Des connaissances à transmettre ou des savoir-faire à construire ?
Année : 2013
Thème : Enjeux des enquêtes pratiques pour la professionnalisation
Type : Analyse d'expérience : d'intervention, de formation, de recherche...
Auteur(s) :
MEZZENA Sylvie (Suisse) – sylvie.mezzena@hesge.ch
KRAMER Nicolas (Suisse) – nicolas.kramer@hesge.ch
Résumé :
La thématique de la transmission des savoirs questionne la définition de la connaissance et par ricochet celle de l'action. Depuis la philosophie de l’esprit ou du pragmatisme américain, de récents travaux en sciences sociales remettent en question la définition transcendantale de la connaissance depuis une réflexion sur la nature de l'action. Se trouve discutée la définition intellectualiste de la connaissance, pour laquelle la réalité serait le lieu de l'expression de connaissances prédéfinies en amont et du dehors de l’action, faisant de celle-ci leur copie.

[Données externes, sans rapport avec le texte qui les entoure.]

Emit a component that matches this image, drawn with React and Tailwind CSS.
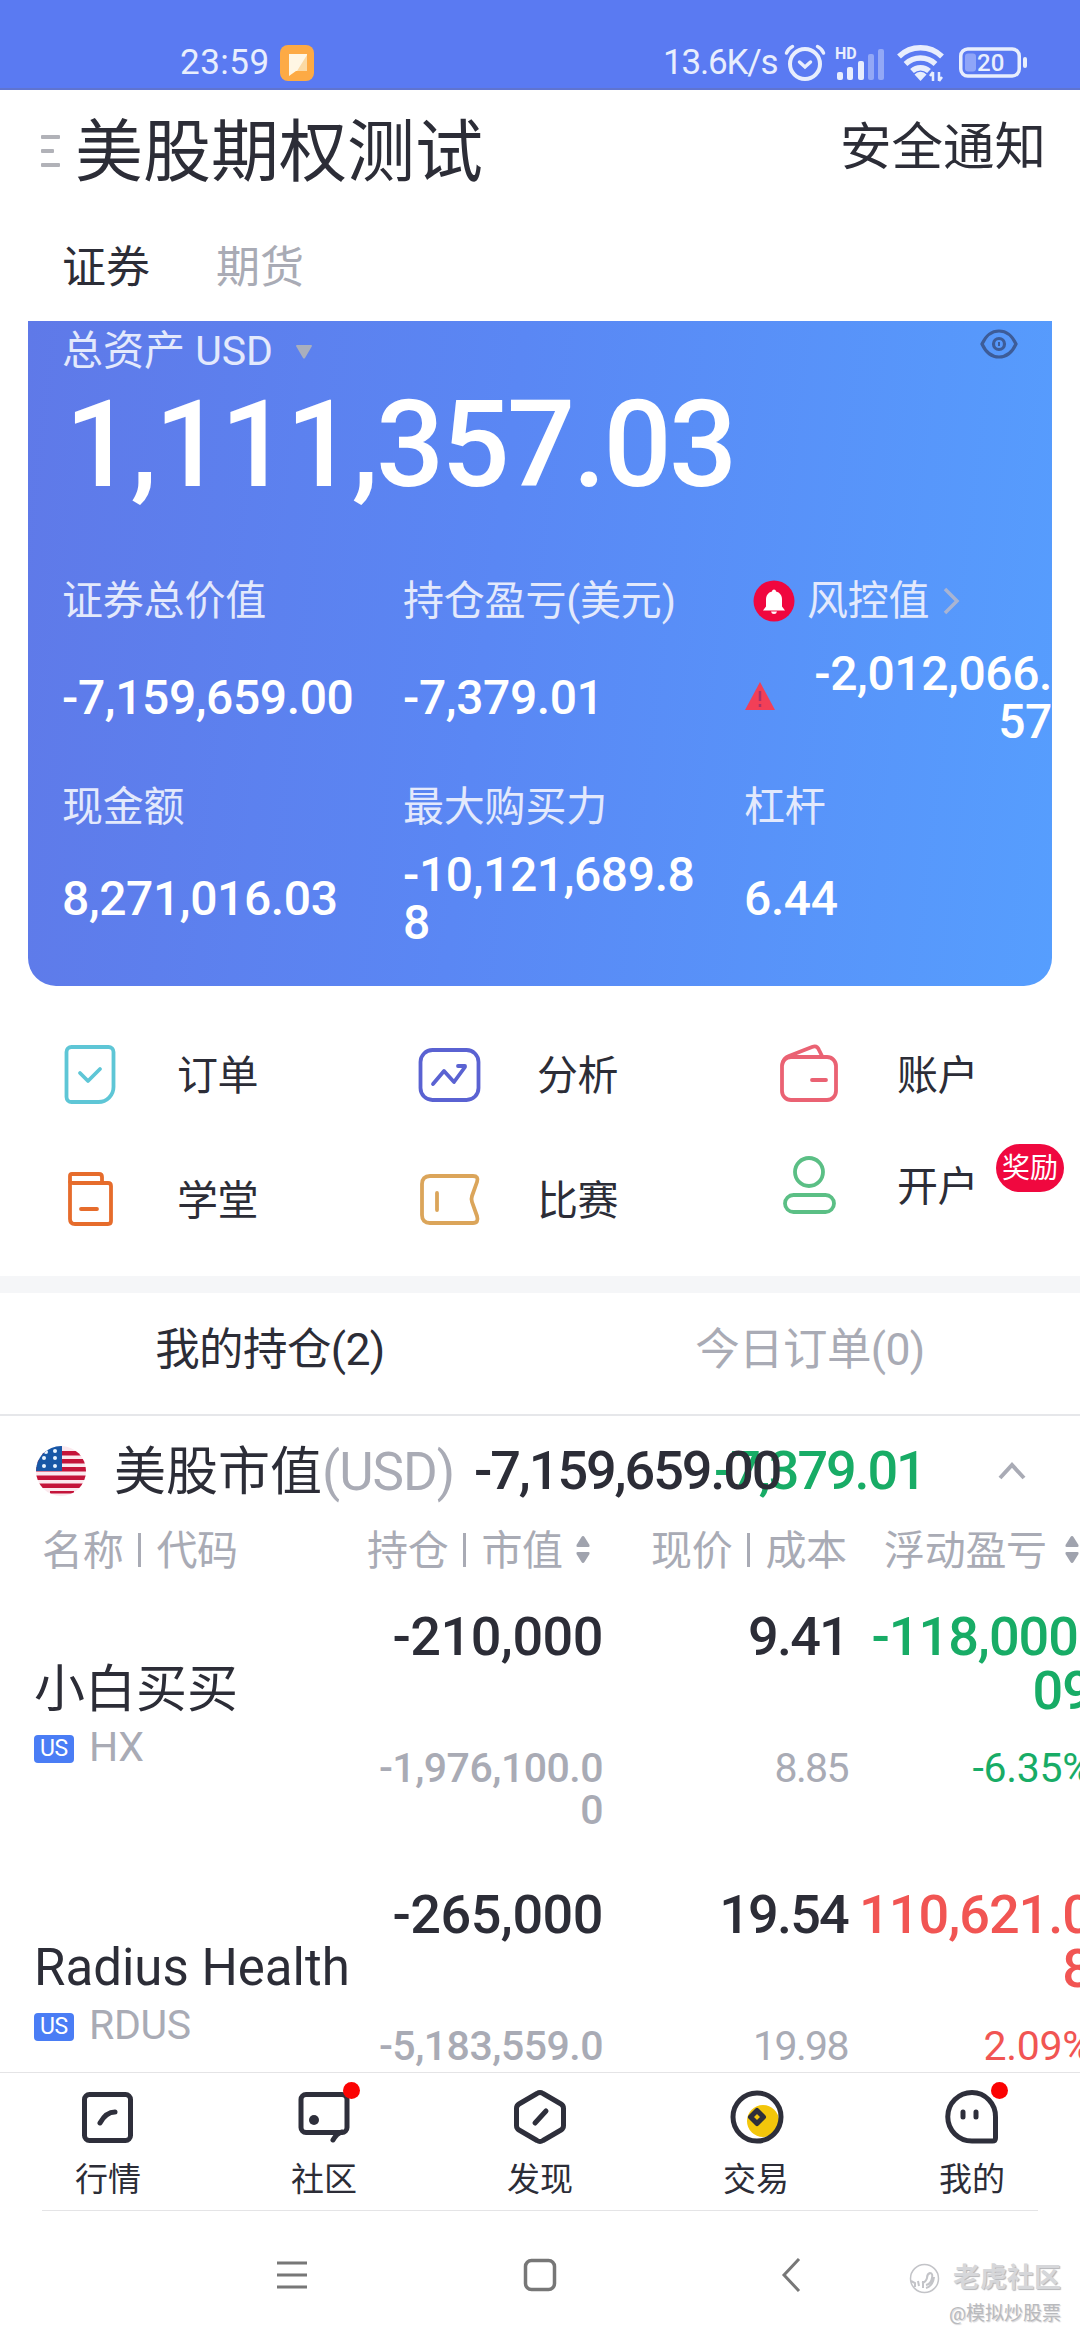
import React from "react";
import clsx from "clsx";

const assetStats = [
    { label: "证券总价值", lines: ["-7,159,659.00"] },
    { label: "持仓盈亏(美元)", lines: ["-7,379.01"] },
    { label: "风控值", lines: ["-2,012,066.", "57"], alert: true },
    { label: "现金额", lines: ["8,271,016.03"] },
    { label: "最大购买力", lines: ["-10,121,689.8", "8"] },
    { label: "杠杆", lines: ["6.44"] },
];

const positions = [
    {
        name: "小白买买",
        code: "HX",
        amount: "-210,000",
        value: ["-1,976,100.0", "0"],
        price: "9.41",
        cost: "8.85",
        profit: ["-118,000.", "09"],
        rate: "-6.35%",
        color: "text-[#18ac66]",
    },
    {
        name: "Radius Health",
        code: "RDUS",
        amount: "-265,000",
        value: ["-5,183,559.0", "0"],
        price: "19.54",
        cost: "19.98",
        profit: ["110,621.0", "8"],
        rate: "2.09%",
        color: "text-[#f15553]",
    },
];

const Lines = ({ lines }) =>
    lines.map((line, index) => (
        <span key={index} className="block">
            {line}
        </span>
    ));

const StatusBar = () => (
    <div className="flex h-[90px] items-center border-b-2 border-[#5f74d0] bg-[#5a7af2] pl-[180px] pt-[37px] text-[35px] leading-none text-[#e8eefd]">
        <span className="w-[100px] tracking-[0.500px]">23:59</span>
        <svg width="34" height="36" viewBox="0 0 34 36">
            <rect width="34" height="36" rx="8" fill="#fdaa45" />
            <path d="M9 9h18v17H16l-7 5z" fill="#fff6e4" />
            <path d="M27 10v16H17z" fill="#fbd9a4" />
        </svg>
        <span className="ml-[349px] w-[120px] tracking-[-1.200px]">13.6K/s</span>
        <svg className="ml-[1px]" width="42" height="38" viewBox="0 0 42 38" fill="none" stroke="#e8eefd" strokeWidth="4" strokeLinecap="round">
            <circle cx="21" cy="20" r="15" />
            <path d="M2.500 9c1-3 3-5 6-6.500M39.500 9c-1-3-3-5-6-6.500" strokeWidth="3.500" />
            <path d="M15.500 18l5.500 5 5.500-5" strokeWidth="3.500" />
        </svg>
        <svg className="ml-[8px]" width="52" height="38" viewBox="0 0 52 38" fill="#e8eefd">
            <text x="1" y="15" fontSize="16" fontWeight="700">HD</text>
            <rect x="3" y="28" width="6" height="8" rx="2" />
            <rect x="13" y="23" width="6" height="13" rx="2" />
            <rect x="24" y="17" width="6" height="19" rx="2" />
            <rect x="34" y="10" width="6" height="26" rx="2" opacity=".4" />
            <rect x="44" y="5" width="6" height="31" rx="2" opacity=".4" />
        </svg>
        <svg className="ml-[11px]" width="50" height="38" viewBox="0 0 50 38" fill="none" stroke="#e8eefd" strokeWidth="5.500">
            <path d="M2 12.500a31 31 0 0 1 43 0" />
            <path d="M8.500 20a22 22 0 0 1 30 0" />
            <path d="M15 27a12.500 12.500 0 0 1 17 0" />
            <path d="M17.500 30.500a8 8 0 0 1 12 0L23.500 37z" fill="#e8eefd" stroke="none" />
            <path d="M36 28v9M42 28v9M36 28l-3 4M42 37l3-4" strokeWidth="2.500" />
        </svg>
        <svg className="ml-[12px]" width="70" height="32" viewBox="0 0 70 32">
            <rect x="1.750" y="2" width="58.500" height="27" rx="7" fill="none" stroke="#e8eefd" strokeWidth="3.500" />
            <rect x="6" y="6.500" width="11" height="18" rx="3" fill="#8fa5f8" />
            <rect x="64" y="10" width="4" height="11" rx="2" fill="#e8eefd" />
            <text x="18" y="24" fontSize="24" fontWeight="500" fill="#e8eefd">20</text>
        </svg>
    </div>
);

const Header = () => (
    <div>
        <div className="flex h-[122px] items-center px-[41px] leading-none text-[#2c2d37]">
            <svg width="20" height="34" viewBox="0 0 20 34" fill="#b1b2b8">
                <rect y="1" width="19" height="4" rx="1" />
                <rect y="15" width="13" height="4" rx="1" />
                <rect y="29" width="19" height="4" rx="1" />
            </svg>
            <span className="ml-[14px] mt-[3px] text-[68px]">美股期权测试</span>
            <span className="-mr-[7px] mb-[6px] ml-auto text-[51.500px]">安全通知</span>
        </div>
        <div className="flex h-[109px] items-center gap-[66px] pl-[62px] pt-[2px] text-[44px] leading-none">
            <span className="text-[#2c2d37]">证券</span>
            <span className="text-[#a9abb5]">期货</span>
        </div>
    </div>
);

const AssetCard = () => (
    <div className="mx-[28px] h-[665px] rounded-b-[28px] bg-[linear-gradient(97deg,#5f79e8_0%,#5a87f4_45%,#569efe_100%)] pl-[34px] leading-none text-white">
        <div className="flex h-[58px] items-center pt-[2px] text-[41px] text-[#e3e9fc]">
            <span>总资产 USD</span>
            <svg className="ml-[23px] mt-[2px]" width="16" height="14" viewBox="0 0 16 14">
                <path d="M0 1q0-1 1-1h14q1 0 1 1L9 13q-1 1-2 0z" fill="#a9afbd" />
            </svg>
            <svg className="ml-auto mr-[34px] mb-[14px]" width="38" height="30" viewBox="0 0 38 30" fill="none" stroke="#3d5c98" strokeWidth="3.200">
                <path d="M2 15Q8 2 19 2T36 15Q30 28 19 28T2 15z" />
                <circle cx="19" cy="15" r="5.500" />
                <path d="M19 13v4" strokeWidth="2" />
            </svg>
        </div>
        <div className="flex h-[132px] items-center pl-[3px] text-[120px] font-medium tracking-[-2.600px]">
            1,111,357.03
        </div>
        <div className="mt-[60px] grid grid-cols-[341px_341px_308px] grid-rows-[206px_196px]">
            {assetStats.map((stat) => (
                <div key={stat.label} className="grid grid-rows-[60px_1fr]">
                    <div className="flex items-center text-[41px] tracking-[-0.200px] text-[#e3e9fc]">
                        {stat.alert && (
                            <svg className="ml-[9px] mr-[12px]" width="42" height="42" viewBox="0 0 42 42">
                                <circle cx="21" cy="21" r="20.500" fill="#f0073f" />
                                <path d="M21 9.500c1 0 2 .8 2 2 4 1 6 4 6 8v7l3 4H10l3-4v-7c0-4 2-7 6-8 0-1.200 1-2 2-2z" fill="#fff" />
                                <path d="M18 31.500h6q-.5 2.500-3 2.500t-3-2.500z" fill="#fff" />
                            </svg>
                        )}
                        <span>{stat.label}</span>
                        {stat.alert && (
                            <svg className="ml-[14px]" width="18" height="28" viewBox="0 0 18 28" fill="none" stroke="#a9b4d2" strokeWidth="3.500">
                                <path d="M2 2l12 12L2 26" />
                            </svg>
                        )}
                    </div>
                    <div className="flex items-center pb-[12px] text-[48px] font-medium leading-[48px] tracking-[-0.400px]">
                        {stat.alert && (
                            <svg className="mb-[5px]" width="32" height="30" viewBox="0 0 32 30">
                                <path d="M16 1l15 28H1z" fill="#f23f57" />
                                <path d="M16 10v10M16 23v3" stroke="#a83268" strokeWidth="2.500" />
                            </svg>
                        )}
                        <div className={clsx(stat.alert && "ml-auto text-right")}>
                            <Lines lines={stat.lines} />
                        </div>
                    </div>
                </div>
            ))}
        </div>
    </div>
);

const shortcutIcon = "h-[64px] w-[64px] fill-none stroke-[3.8]";

const shortcuts = [
    {
        label: "订单",
        icon: (
            <svg viewBox="0 0 64 64" className={shortcutIcon} stroke="#5ec6d6" strokeLinecap="round" strokeLinejoin="round">
                <path d="M13.500 4h37a5 5 0 0 1 5 5v35a15 15 0 0 1-15 15h-27a5 5 0 0 1-5-5V9a5 5 0 0 1 5-5z" />
                <path d="M22 30l8 8 12-12" />
            </svg>
        ),
    },
    {
        label: "分析",
        icon: (
            <svg viewBox="0 0 64 64" className={shortcutIcon} stroke="#5a62d2" strokeLinecap="round" strokeLinejoin="round">
                <rect x="2.500" y="7" width="58" height="50" rx="12" />
                <path d="M15 41l11-13 10 11 11-15M40 23h7" />
            </svg>
        ),
    },
    {
        label: "账户",
        icon: (
            <svg viewBox="0 0 64 64" className={shortcutIcon} stroke="#ea6273" strokeLinecap="round" strokeLinejoin="round">
                <rect x="4" y="14" width="54" height="43" rx="9" />
                <path d="M5 19q1-4 6-6L34 4q5-2 7 3l3 6M34 37h14" />
            </svg>
        ),
    },
    {
        label: "学堂",
        icon: (
            <svg viewBox="0 0 64 64" className={shortcutIcon} stroke="#e66c2c" strokeLinecap="round" strokeLinejoin="round">
                <path d="M12 14V8q0-2 2-2h27q3 0 3 3v6h6q3 0 3 3v35q0 3-3 3H17q-5 0-5-5z" />
                <path d="M12 14q1 1 3 1h29M23 41h16" />
            </svg>
        ),
    },
    {
        label: "比赛",
        icon: (
            <svg viewBox="0 0 64 64" className={shortcutIcon} stroke="#dba55a" strokeLinecap="round" strokeLinejoin="round">
                <path d="M12 8h43q6 0 4 6l-5 14q-1 3 0 6l5 14q2 7-4 7H12q-8 0-8-8V16q0-8 8-8z" />
                <path d="M19 25v17" />
            </svg>
        ),
    },
    {
        label: "开户",
        badge: "奖励",
        icon: (
            <svg viewBox="0 0 64 64" className={shortcutIcon} stroke="#5bbf85" strokeLinecap="round" strokeLinejoin="round">
                <circle cx="31" cy="18" r="14" />
                <rect x="7" y="41" width="49" height="17" rx="8.500" />
            </svg>
        ),
    },
];

const Shortcuts = () => (
    <div className="grid h-[290px] grid-cols-3 grid-rows-[178px_72px] text-[41px] leading-none text-[#2c2d37]">
        {shortcuts.map((item) => (
            <div key={item.label} className={clsx("relative flex items-center pl-[58px]", item.badge && "pb-[28px]")}>
                {item.icon}
                <span className="ml-[55px] mt-[3px] tracking-[-0.500px]">{item.label}</span>
                {item.badge && (
                    <span className="absolute -top-[20px] right-[16px] flex h-[48px] w-[68px] items-center justify-center rounded-full bg-[#f0083f] pt-[2px] text-[28px] text-white">
                        {item.badge}
                    </span>
                )}
            </div>
        ))}
    </div>
);

const SortIcon = ({ className }) => (
    <svg className={clsx("shrink-0", className)} width="14" height="27" viewBox="0 0 14 27" fill="#a0a3ae">
        <path d="M7 0q1 0 1.500 1L13.500 9q.5 2-1 2h-11Q0 11 .5 9l5-8Q6 0 7 0z" />
        <path d="M7 27q1 0 1.500-1l5-8q.5-2-1-2h-11q-1.500 0-1 2l5 8q.5 1 1.500 1z" />
    </svg>
);

const FlagIcon = () => (
    <svg width="50" height="50" viewBox="0 0 50 50">
        <clipPath id="flag">
            <circle cx="25" cy="25" r="25" />
        </clipPath>
        <g clipPath="url(#flag)">
            <rect width="50" height="50" fill="#fbe9ee" />
            {[5, 13, 21, 29.500, 37.500].map((y) => (
                <rect key={y} y={y} width="50" height="4.500" fill="#c4143a" />
            ))}
            <rect x="14" y="45" width="24" height="2.500" fill="#c4143a" />
            <rect width="26" height="25" fill="#1857a6" />
            {[[10, 6], [19, 5], [8, 12], [19, 12], [8, 20], [19, 20]].map(([x, y]) => (
                <circle key={`${x}-${y}`} cx={x} cy={y} r="2" fill="#e9f4ff" />
            ))}
        </g>
    </svg>
);

const Divider = () => <i className="mx-[15px] mb-[2px] h-[34px] w-[3px] bg-[#a9abb5]" />;

const Holdings = () => (
    <div>
        <div className="h-[17px] bg-[#f5f6f8]" />
        <div className="flex h-[123px] border-b-2 border-[#e6e7ea] pb-[7px] text-[44.500px] leading-none tracking-[-0.600px]">
            <span className="flex flex-1 items-center justify-center text-[#2c2d37]">我的持仓(2)</span>
            <span className="flex flex-1 items-center justify-center text-[#a9abb5]">今日订单(0)</span>
        </div>
        <div className="relative flex h-[110px] items-center pl-[36px] leading-none">
            <FlagIcon />
            <span className="ml-[28px] mt-[3px] text-[52px] text-[#2c2d37]">美股市值</span>
            <span className="mt-[2px] text-[53px] tracking-[-1px] text-[#a9abb5]">(USD)</span>
            <span className="absolute left-[714px] text-[54px] font-medium tracking-[-2.100px] text-[#18ac66]">-7,379.01</span>
            <span className="absolute left-[474px] text-[54px] font-medium tracking-[-2.100px] text-[#2c2d37]">-7,159,659.00</span>
            <svg className="ml-auto mr-[54px]" width="28" height="18" viewBox="0 0 28 18" fill="none" stroke="#a9abb5" strokeWidth="4">
                <path d="M2 16L14 3l12 13" />
            </svg>
        </div>
        <div className="flex h-[54px] items-center overflow-hidden whitespace-nowrap pb-[4px] pl-[42px] text-[41px] leading-none tracking-[-0.300px] text-[#a9abb5]">
            <span className="flex w-[325px] items-center">名称<Divider />代码</span>
            <span className="flex w-[284px] items-center">持仓<Divider />市值<SortIcon className="mb-[4px] ml-[13px]" /></span>
            <span className="flex w-[233px] items-center">现价<Divider />成本</span>
            <span>浮动盈亏</span>
            <SortIcon className="mb-[4px] ml-[18px]" />
        </div>
        <div className="h-[491px] overflow-hidden">
            {positions.map((item) => (
                <div key={item.code} className="grid h-[278px] grid-cols-[358px_245px_245px_244px] text-right text-[54px] font-medium leading-[54px] text-[#2c2d37]">
                    <div className="whitespace-nowrap pl-[34px] pt-[79px] text-left font-normal">
                        <div className="flex h-[60px] items-center pt-[2px] text-[51px]">{item.name}</div>
                        <div className="flex h-[56px] items-center text-[41px] tracking-[-0.300px] text-[#a9abb5]">
                            <span className="mr-[15px] mt-[3px] flex h-[28px] w-[40px] items-center justify-center rounded-[4px] bg-[#4a7df5] text-[23px] text-white">
                                US
                            </span>
                            {item.code}
                        </div>
                    </div>
                    <div className="pt-[30px]">
                        <div className="h-[137px] tracking-[-0.500px]">{item.amount}</div>
                        <div className="text-[41px] leading-[42px] tracking-[-0.500px] text-[#a9abb5]">
                            <Lines lines={item.value} />
                        </div>
                    </div>
                    <div className="pt-[30px]">
                        <div className="h-[137px] tracking-[-1.800px]">{item.price}</div>
                        <div className="text-[41px] font-normal leading-[42px] tracking-[-1.600px]">
                            <span className="text-[#a9abb5]">{item.cost}</span>
                        </div>
                    </div>
                    <div className={clsx("pt-[30px]", item.color)}>
                        <div className="h-[137px] tracking-[-1px]">
                            <Lines lines={item.profit} />
                        </div>
                        <div className="text-[41px] font-normal leading-[42px] tracking-[-0.300px]">{item.rate}</div>
                    </div>
                </div>
            ))}
        </div>
    </div>
);

const tabIcon = "h-[60px] w-[60px] fill-none stroke-[5]";

const tabs = [
    {
        label: "行情",
        icon: (
            <svg viewBox="0 0 60 60" className={tabIcon} stroke="#2e2f3b" strokeLinecap="round">
                <rect x="6.500" y="7.500" width="46" height="46" rx="5" />
                <path d="M22 36q6-11 15-11" />
            </svg>
        ),
    },
    {
        label: "社区",
        dot: "left-[127px]",
        icon: (
            <svg viewBox="0 0 60 60" className={tabIcon} stroke="#2e2f3b" strokeLinecap="round">
                <rect x="7" y="7.500" width="46" height="38" rx="5" />
                <path d="M48 45q-5 1-9 8" />
                <circle cx="20" cy="33" r="5" fill="#2e2f3b" stroke="none" />
            </svg>
        ),
    },
    {
        label: "发现",
        icon: (
            <svg viewBox="0 0 60 60" className={tabIcon} stroke="#2e2f3b" strokeLinecap="round" strokeLinejoin="round">
                <path d="M27 6.500q3-2 6 0L51 17q2.500 1.500 2.500 4.500v17q0 3-2.500 4.500L33 53.500q-3 2-6 0L9 43q-2.500-1.500-2.500-4.500v-17q0-3 2.500-4.500z" />
                <path d="M25 36l11-12" />
            </svg>
        ),
    },
    {
        label: "交易",
        icon: (
            <svg viewBox="0 0 60 60" className={tabIcon} stroke="#2e2f3b" strokeLinejoin="round">
                <circle cx="37" cy="34" r="16" fill="#f3c60b" stroke="none" />
                <circle cx="31" cy="30" r="24" />
                <path d="M31 23.500l6.500 6.500-6.500 6.500-6.500-6.500z" />
            </svg>
        ),
    },
    {
        label: "我的",
        dot: "left-[127px]",
        icon: (
            <svg viewBox="0 0 60 60" className={tabIcon} stroke="#2e2f3b" strokeLinecap="round" strokeLinejoin="round">
                <path d="M30 5.500A23.500 24 0 0 1 53.500 30v21q0 3-3 3H30A24 24 0 0 1 30 5.500z" />
                <path d="M21 25v5M34 25v5" />
            </svg>
        ),
    },
];

const TabBar = () => (
    <div className="mt-px border-t border-[#e4e4e6]">
        <div className="flex h-[137px]">
            {tabs.map((tab) => (
                <div key={tab.label} className="relative flex flex-1 flex-col items-center pt-[14px] text-[33px] leading-none text-[#2c2d37]">
                    {tab.icon}
                    <span className="mt-[16px]">{tab.label}</span>
                    {tab.dot && <i className={clsx("absolute top-[9px] h-[17px] w-[17px] rounded-full bg-[#fb0303]", tab.dot)} />}
                </div>
            ))}
        </div>
        <div className="mx-[42px] h-px bg-[#e4e4e6]" />
    </div>
);

const SystemNav = () => (
    <div className="relative flex h-[128px] items-center pl-[276px]">
        <svg width="32" height="34" viewBox="0 0 32 34" stroke="#777777" strokeWidth="3">
            <path d="M1 5h30M1 17h30M1 29h30" />
        </svg>
        <svg className="ml-[215px]" width="34" height="34" viewBox="0 0 34 34" fill="none" stroke="#777777" strokeWidth="3.500">
            <rect x="2.500" y="2.500" width="29" height="29" rx="6" />
        </svg>
        <svg className="ml-[224px]" width="20" height="34" viewBox="0 0 20 34" fill="none" stroke="#777777" strokeWidth="3">
            <path d="M18 1L3 17l15 16" />
        </svg>
        <div className="absolute right-[19px] top-[52px] flex flex-col items-end leading-none">
            <div className="flex items-center gap-[13px] text-[27px] font-bold text-[#d6d7da] [text-shadow:1px_1px_1px_#b4b5b9]">
                <svg width="31" height="31" viewBox="0 0 31 31" fill="none" stroke="#c3c4c8" strokeWidth="1.500">
                    <circle cx="15.500" cy="15.500" r="14" />
                    <path d="M2 18l4 2v4M9 18l1 5M14 18v7M17 22q5-1 6-7 1-5-2-5-3 1-3 5-1 4-5 5M17 25q7-2 8-11" strokeWidth="2" />
                </svg>
                老虎社区
            </div>
            <span className="mt-[10px] text-[19px] text-[#b9babd] [text-shadow:1px_1px_1px_#d5d5d8]">@模拟炒股票</span>
        </div>
    </div>
);

const App = () => {
    return (
        <div className="h-[2340px] w-[1080px] overflow-hidden bg-white font-['Roboto','Noto_Sans_CJK_SC',sans-serif]">
            <StatusBar />
            <Header />
            <AssetCard />
            <Shortcuts />
            <Holdings />
            <TabBar />
            <SystemNav />
        </div>
    );
};

export default App;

Nos travaux, à la suite de de Jonckheere (2010), s'appuient sur certains de ces travaux (Ogien et Quéré, 2005) qui ont bousculé les conceptions de l'action des modèles déterministes et téléologiques en défendant l’idée que le monde n’est pas déjà tout donné et que la réalité se construit depuis nos actions, sans coupure entre pensée et action. Lors de deux recherches sur des terrains de l’éducation spécialisée pour adolescents, nous avons observé comment les professionnels construisent leur savoir-faire dans le vif de l’action, en observant l’activité depuis une approche située (Mezzena, Stroumza et Seferdjeli, à paraître).
La première (Stroumza et al., à paraître) a mis en évidence qu’il n’existe pas une bonne manière de faire qui correspondrait à un savoir « vrai» à convoquer face à telle ou telle problématique des usagers, mais qu’une pluralité de manières de faire cohabitent dans l’action des éducateurs. Dans l’activité les professionnels doivent s’agencer avec une pluralité de forces pour agir (les usagers mais aussi les politiques sociales, les partenaires institutionnels, la hiérarchie, les règles institutionnelles, les familles, mais encore l’espace physique ainsi que les objets et les idées). Selon les situations dans lesquelles ils se trouvent pris et les forces auxquelles ils doivent s’ajuster, nous observons des combinaisons différentes de manières de faire. Avec cette idée aussi que ce ne sont pas les professionnels seuls qui décident de la dynamique des agencements constitutifs de ces manières de faire.
Dans la seconde les apports de la philosophie pragmatiste deweyenne (Mezzena et al., soumis) ont étayé l’idée que l’activité n’est pas le fruit d’une logique applicationniste et se constitue dans un partenariat avec l’environnement et ses « objets » (Mezzena, 2012). Ce dernier contraint les professionnels à enquêter, c’est-à-dire à expérimenter des manières de faire efficaces qui leur permettent de définir pratiquement et processuellement des problèmes au fil de leur mutation pour les résoudre, tout en essayant de tenir la perspective de la mission. Nos résultats soulignent que les connaissances sont utilisées comme des moyens à expérimenter dans l'activité, dont les effets sont à apprécier a posteriori dans le cours de l’action. De plus, les connaissances ne sont pas agissantes seules depuis le professionnel qui réfléchirait pour savoir lesquelles appliquer depuis un travail de mise à distance et d’analyse de son action ; elles sont agissantes aux côtés d'autres ressources de l'environnement et c’est dans l’activité même que se construisent les connaissances des professionnels. Ces résultats s’éloignent d’une conception de la connaissance professionnelle comme des contenus stables et autosuffisants, à connaître en propre hors de tout contexte et à appliquer pour résoudre des problèmes préalablement (et réflexivement) identifiés.
Cette lecture pragmatiste revisite la question de la transmission des savoirs et leur fonction et nous souhaitons interroger ses conséquences pour la formation professionnelle. Il ne s'agirait plus tant de transmettre des connaissances que les novices devraient intégrer, en amont de l’action, pour savoir ultérieurement comment agir dans telle ou telle situation, que de les former à expérimenter en situation des connaissances agencées à d'autres forces et à en apprécier les conséquences pour la poursuite de la mission.